It had to happen - not only revolting fans, but the World Cup-crazy lad who got sent home from school because his hair was dyed with the cross of St George. Eleven-year-old Alec Wilkinson from King's Lynn was a bit miffed, and so was his mum. "He's had green streaks, a chessboard and a spider's web before now and they haven't said anything," she complained.
As most teenagers are equally fed-up with the footie coinciding with mock exams or the real thing, they should spare a thought for 16-year-old Kate Goddard who postponed having her labour induced to take her English GCSE. Three days after giving birth, she returned to St Hugh's in Grantham, Lincolnshire to sit her maths paper. Mature student, Tahira Gill from Bristol, went one better. She tackled her A-level in Urdu four hours after her son was born.
Another A-level horror for 11 students from Bradford Grammar: they had been studying the wrong play for two years. King Lear did not feature in their Eng Lit exam. "Howl, howl, howl, howl," they must have cried, as did the king.
Anyway, too much power and significance is attached to exams, according to a Bradford clergyman. The Rev Jesse Smith said he was living proof of their very limited range. "I've passed lots of exams and can barely change a lightbulb."
One student who will certainly never have to stoop to such a menial task is Prince Harry who has passed his Common Entrance to join his brother at Eton. Apparently he will have to learn its arcane lingo: Wet Bob, Dry Bob and Slack Bob translate as rowers, cricketers and seniors who just laze around.
No slouching for the Weaver kids, Gregg and Laura. They are too busy looking after their 169 pets from 30 species ranging from giant snails to a boa constrictor. Jane, their mum, a nursery nurse, draws the line at tarantulas, but she has got used to frozen baby mice next to the peas and oven chips. Sixteen-year-old Gregg, inevitably, wants to work with animals. "I don't care about football or music."

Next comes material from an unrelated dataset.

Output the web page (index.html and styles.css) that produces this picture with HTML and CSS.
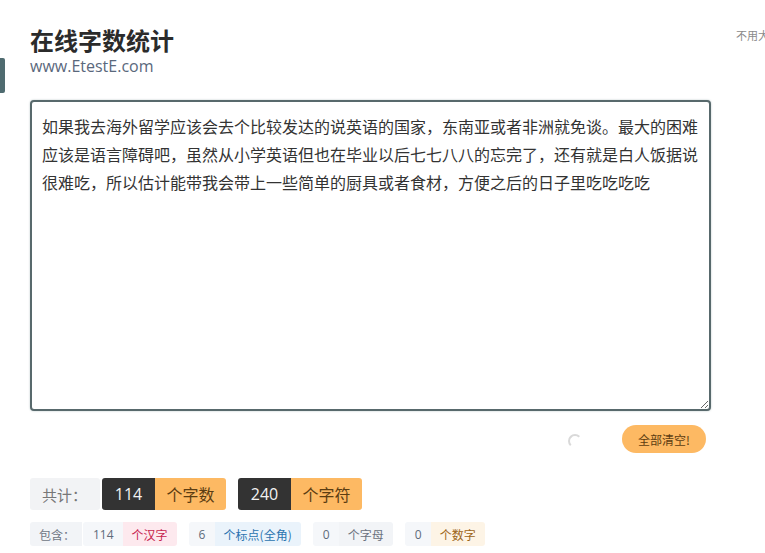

It seems that the good citizens of Sheffield don't care about music either; or perhaps they are just discerning: Britpop's finest, Pulp's Jarvis Cocker, has got his come-uppance. A platinum disc he generously donated as the star prize in a raffle to raise money to renovate a scout hut he attended as a child raised just pound;3.
Such hubris allows the rest of us to indulge in a spot of schadenfreude. Misfortune has also struck the good judge, Sir Stephen Tumim, former inspector of prisons, who has unexpectedly resigned as principal of St Edmond Hall, Oxford, after acrimonious clashes with dons. The students are holding sit-ins in protest. How delightfully old-fashioned.
The craze for "awareness weeks" might go out of fashion as charities are warning of compassion fatigue. This month there are 56 campaigns, 11 starting on the same day. Next year look out for the delightfully apposite National Parenting Day coinciding with the beginning of National Condom week.